Ese mismo domingo 8 de mayo, Javier Sicilia lamentó ante el Zócalo repleto: “Esta casa donde habita el horror no es el México de Salvador Nava, de Heberto Castillo, de Manuel Clouthier, de los hombres y mujeres de las montañas del sur (…) y de tantos otros que nos han recordado la dignidad, pero sí lo es…”
Y sí lo es, en efecto, porque Calderón declaró una guerra absurda contra la delincuencia organizada. Lo hizo sin estrategia, sin táctica, sin logística. Decidió a lo tonto, por sus pistolas. En su afán por obtener en el ejercicio del poder la legitimidad que no obtuvo en las urnas, el michoacano ensangrentó al país. El saldo de su irresponsabilidad suma más de 40 mil muertos hasta la fecha, y la cifra aumenta día con día.

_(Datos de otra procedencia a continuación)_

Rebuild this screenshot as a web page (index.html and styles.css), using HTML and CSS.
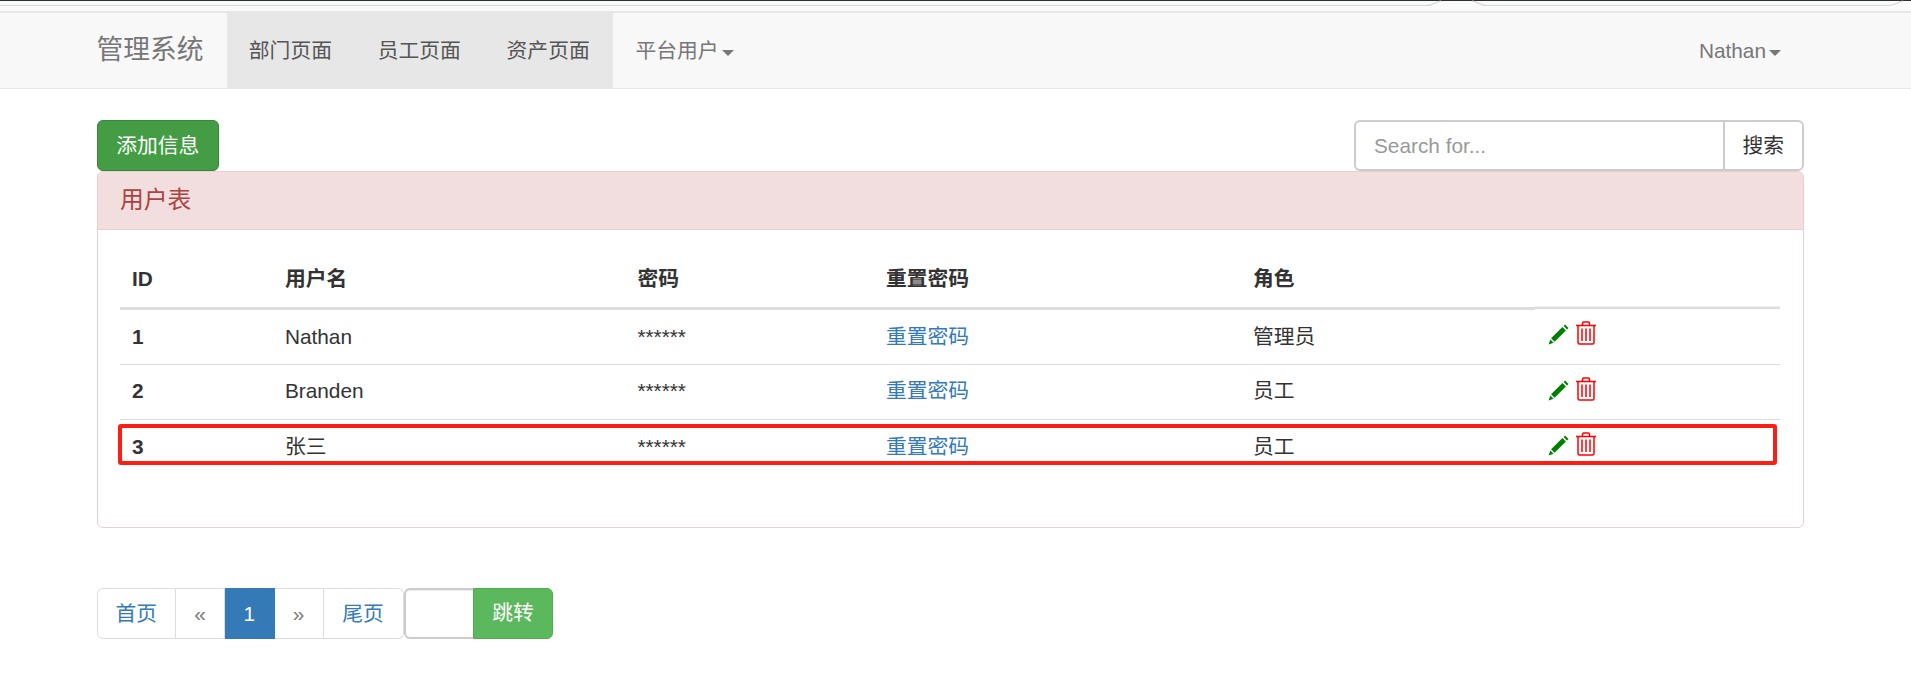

Me parece de una enorme cobardía que, después de declarar la guerra con todas sus letras, se retracte y diga que no dijo lo que efectivamente está grabado y consignado por todos los medios de comunicación. La cobardía es mayor cuando culpa a la sociedad —parte de la cual se manifestó en la Marcha del Silencio a la que convocó Sicilia— de lo que corresponde hacer a la autoridad, al Estado, es decir, a él, aunque sea espurio: combatir a la delincuencia y brindar seguridad a las personas.
Sabemos que Calderón está peor que Salinas, cuya frase célebre: “Ni los veo ni los oigo”, se queda chiquita ante la ceguera y sordera del panista. No importa. Tampoco es determinante que García Luna sea hoy para Calderón lo que Arturo Durazo fue para López Portillo. Ni siquiera la dependencia psicológica del michoacano frente al ministro de policía resulta inquebrantable. Lo más trascendente es que los convocantes a la Marcha del Silencio dieron donde más duele: en el corazón. Y lo hicieron no sólo con sentimiento, sino fundamentalmente con razón. Demostraron que es la sociedad civil la que puede obligar al gobierno a parar el baño de sangre. La clase política —salvo contadas excepciones— no es confiable.